450 Tons of Old Bay Bridge Steel to Get New Life as Public Art

By Steve Rubenstein via SFGate

They were giving away what’s left of the old Bay Bridge in Oakland on Friday, as long as you wanted a lot of it and didn’t have anything against rust.

On top of that, you had to be an artist and not just any kind of artist but the kind of artist with a flatbed truck.

The free steel is in the form of large beams and struts from the dismantled eastern half of the Bay Bridge. Most of the old bridge has already been shipped off to scrapyards in Asia. But Caltrans held back a few choice pieces — about 450 tons worth — with the idea of giving them to sculptors who promise to turn them into public works of art.

And Friday was pickup day for the artists at the Caltrans yard at the eastern end of the bridge. Two artists, each with a truck, showed up and both were excited as anyone getting tons of free stuff could be.

“I love metal,” said conceptual artist Katy Boynton of San Francisco, who said her concept for her 33 tons of it was to remove the rust, paint it gray and install it next year at Pier 3 in San Francisco to separate a parking lot from a pedestrian walkway. Art is where you find it, she said, and sometimes you find it in parking lots.

“We’re utilizing the metal for public safety,” Boynton said.

More tons of her free steel will go to make a giant wind chime that, she said, will tinkle in a strong breeze. And she has also pledged to install a bunch of signs telling passersby on the San Francisco waterfront that the parking lot barriers and the wind chime used to be part of that big bridge over there — the gray one, not the orange one.

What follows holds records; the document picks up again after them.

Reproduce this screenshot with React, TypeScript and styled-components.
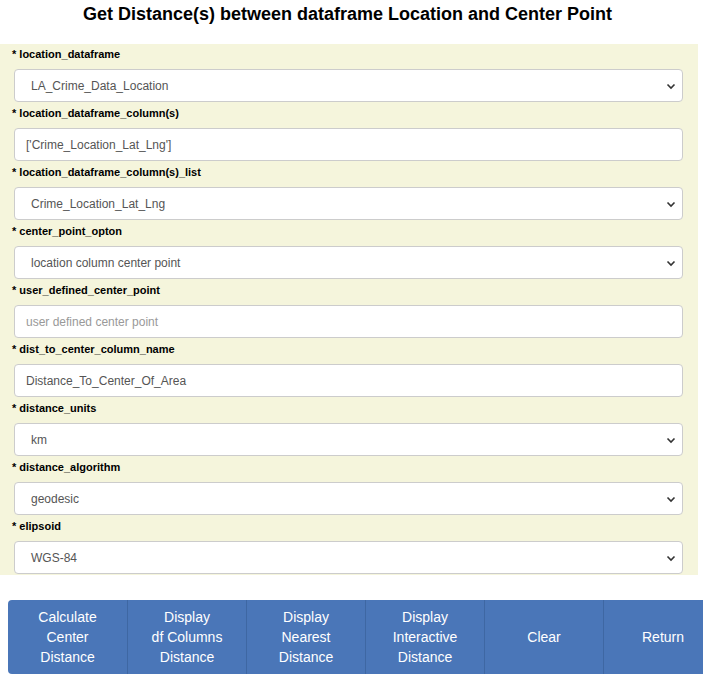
import React from 'react';
import styled, { createGlobalStyle } from 'styled-components';

const GlobalStyle = createGlobalStyle`
  body {
    margin: 0;
    background: #ffffff;
    font-family: 'Liberation Sans', Arial, sans-serif;
  }
`;

const Page = styled.div`
  width: 710px;
  height: 682px;
  overflow: hidden;
`;

const Title = styled.h1`
  margin: 0;
  width: 695px;
  height: 44px;
  padding-top: 4px;
  box-sizing: border-box;
  text-align: center;
  font-size: 18px;
  font-weight: bold;
  color: #000;
`;

const Panel = styled.div`
  width: 698px;
  height: 531px;
  background: #f5f5dc;
  padding: 4px 15px 0 14px;
  box-sizing: border-box;
  overflow: hidden;
`;

const Field = styled.div`
  display: flex;
  flex-direction: column;
  height: 59px;
`;

const Label = styled.label`
  font-size: 11px;
  font-weight: bold;
  color: #000;
  height: 21px;
  line-height: 13px;
  margin-left: -2px;
`;

const boxCss = `
  width: 669px;
  height: 33px;
  box-sizing: border-box;
  border: 1px solid #cccccc;
  border-radius: 4px;
  background: #fff;
  font-family: 'Liberation Sans', Arial, sans-serif;
  font-size: 12px;
  color: #555;
`;

const TextBox = styled.input`
  ${boxCss}
  padding: 0 11px;
  outline: none;
  &::placeholder {
    color: #999;
  }
`;

const SelectWrap = styled.div`
  ${boxCss}
  position: relative;
  display: flex;
  align-items: center;
  padding: 0 16px;
`;

const Chevron = styled.svg`
  position: absolute;
  right: 6px;
  top: 12px;
`;

const ButtonBar = styled.div`
  display: flex;
  width: 695px;
  margin: 25px 0 0 8px;
  border-radius: 4px 0 0 4px;
  overflow: hidden;
`;

const Button = styled.button`
  flex: 0 0 119px;
  height: 74px;
  background: #4a76b8;
  border: none;
  border-left: 1px solid #3e67a3;
  color: #fff;
  font-family: 'Liberation Sans', Arial, sans-serif;
  font-size: 14px;
  line-height: 20px;
  padding: 0;
  &:first-child {
    border-left: none;
  }
`;

const fields: { label: string; kind: 'select' | 'input'; value: string; placeholder?: boolean }[] = [
  { label: 'location_dataframe', kind: 'select', value: 'LA_Crime_Data_Location' },
  { label: 'location_dataframe_column(s)', kind: 'input', value: "['Crime_Location_Lat_Lng']" },
  { label: 'location_dataframe_column(s)_list', kind: 'select', value: 'Crime_Location_Lat_Lng' },
  { label: 'center_point_opton', kind: 'select', value: 'location column center point' },
  { label: 'user_defined_center_point', kind: 'input', value: 'user defined center point', placeholder: true },
  { label: 'dist_to_center_column_name', kind: 'input', value: 'Distance_To_Center_Of_Area' },
  { label: 'distance_units', kind: 'select', value: 'km' },
  { label: 'distance_algorithm', kind: 'select', value: 'geodesic' },
  { label: 'elipsoid', kind: 'select', value: 'WGS-84' },
];

const buttons = [
  ['Calculate', 'Center', 'Distance'],
  ['Display', 'df Columns', 'Distance'],
  ['Display', 'Nearest', 'Distance'],
  ['Display', 'Interactive', 'Distance'],
  ['Clear'],
  ['Return'],
];

export default function App() {
  return (
    <Page>
      <GlobalStyle />
      <Title>Get Distance(s) between dataframe Location and Center Point</Title>
      <Panel>
        {fields.map((f) => (
          <Field key={f.label}>
            <Label>* {f.label}</Label>
            {f.kind === 'select' ? (
              <SelectWrap>
                {f.value}
                <Chevron width="10" height="8" viewBox="0 0 10 8">
                  <path d="M1.5 2.5 L5 6 L8.5 2.5" fill="none" stroke="#333" strokeWidth="1.6" />
                </Chevron>
              </SelectWrap>
            ) : f.placeholder ? (
              <TextBox placeholder={f.value} readOnly />
            ) : (
              <TextBox defaultValue={f.value} readOnly />
            )}
          </Field>
        ))}
      </Panel>
      <ButtonBar>
        {buttons.map((lines, i) => (
          <Button key={i}>
            {lines.map((l, j) => (
              <div key={j}>{l}</div>
            ))}
          </Button>
        ))}
      </ButtonBar>
    </Page>
  );
}
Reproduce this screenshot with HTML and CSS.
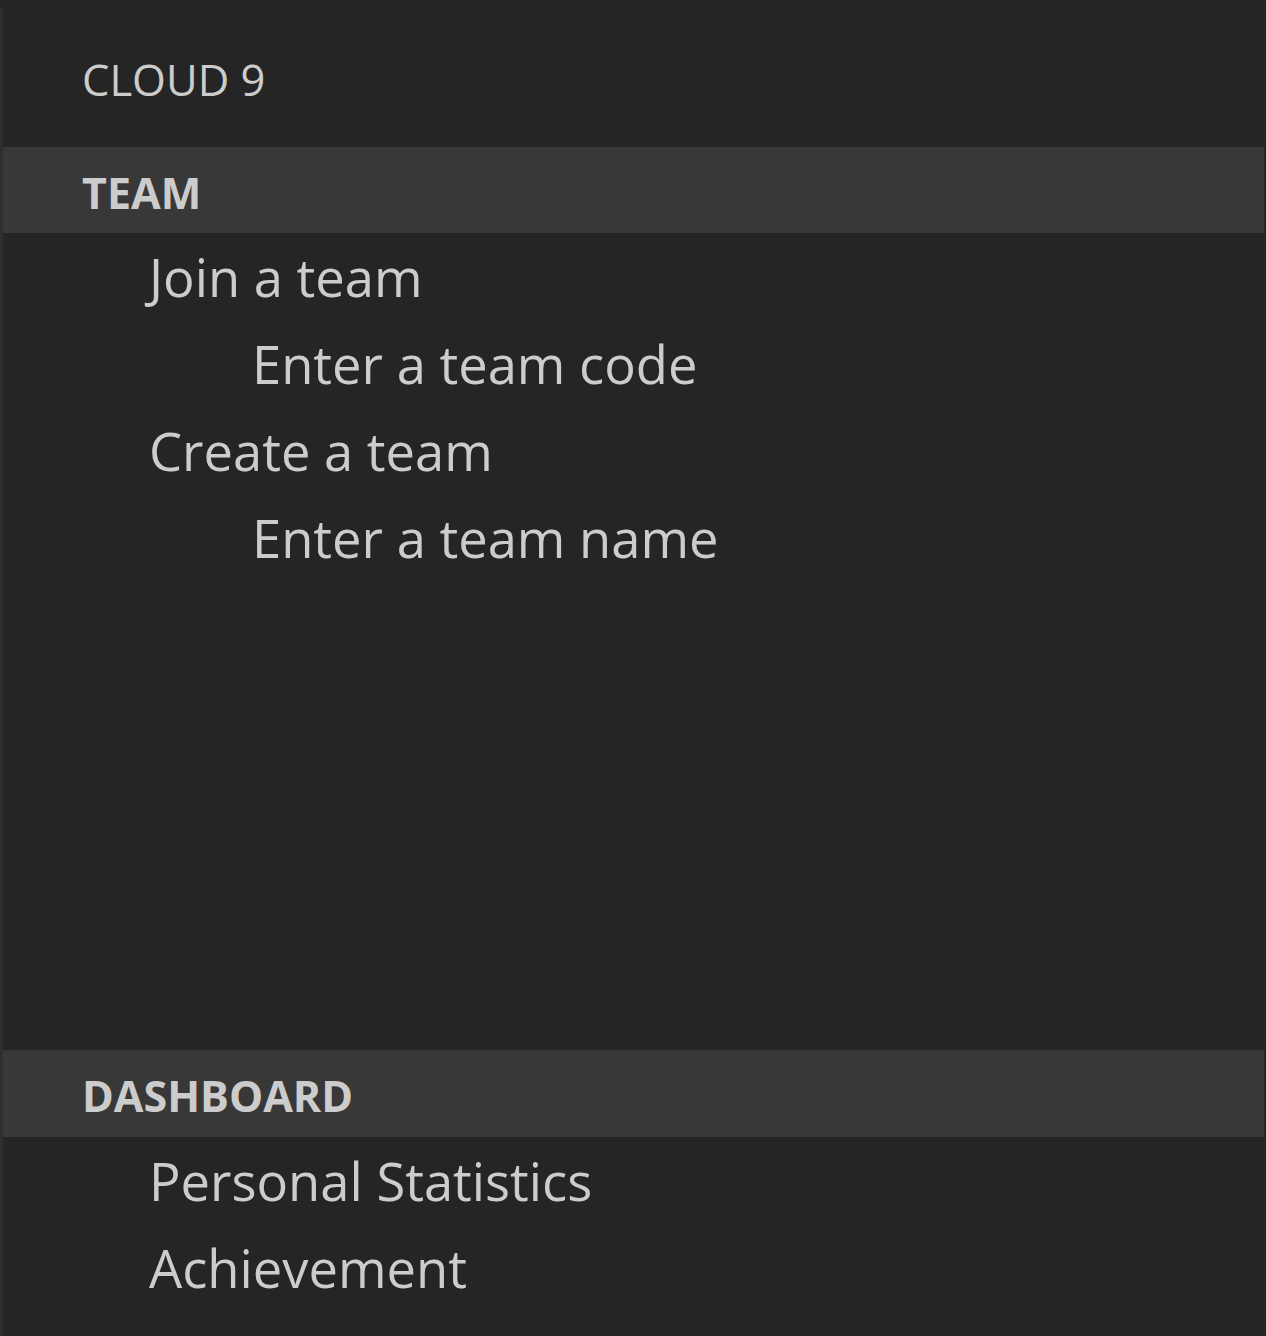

Last December, Boyton got the good news that she had been picked from among 50 applicants to get the steel. No one had ever given her that much of anything before, especially not the government.

“Oh my God,” she said. “What a surprise. What a great present. I’m happy as can be.”

Also happy as can be was artist Tom Loughlin, who dropped by with a truck to pick up three giant trusses — 36 tons worth. He plans to cut them up into 14 large wedges and reassemble them into a 25-foot-wide Stonehenge-like thing as part of the renovation of Treasure Island.

He’s pretty sure the 14 wedges will fit together to make the Stonehenge. He made a model of it on his kitchen table, using bits of paper which, he acknowledged, are lighter and smaller than the 36 tons of steel he picked up Friday.

“I think I got the geometry right,” Loughlin said. “I’m hoping for the best. Anyway, I’ve got a great new thing to play with.”

Caltrans said toll payers on the bridge, who were the ones who had actually bought the steel way back when, were getting a good deal by giving it away to artists instead of selling it for scrap, at $160 a ton. Senior Caltrans engineer Darryl Schram said it would be “rewarding” for the public to see the old bridge turn up around the Bay Area in the form of arty things like barriers, benches, sculptures and Stonehenges.

“And it’s a relief to see it go,” he added, in the manner of any homeowner cleaning out a garage full of junk, as Loughlin’s truck full of steel rolled away from the Caltrans yard and off to its new life.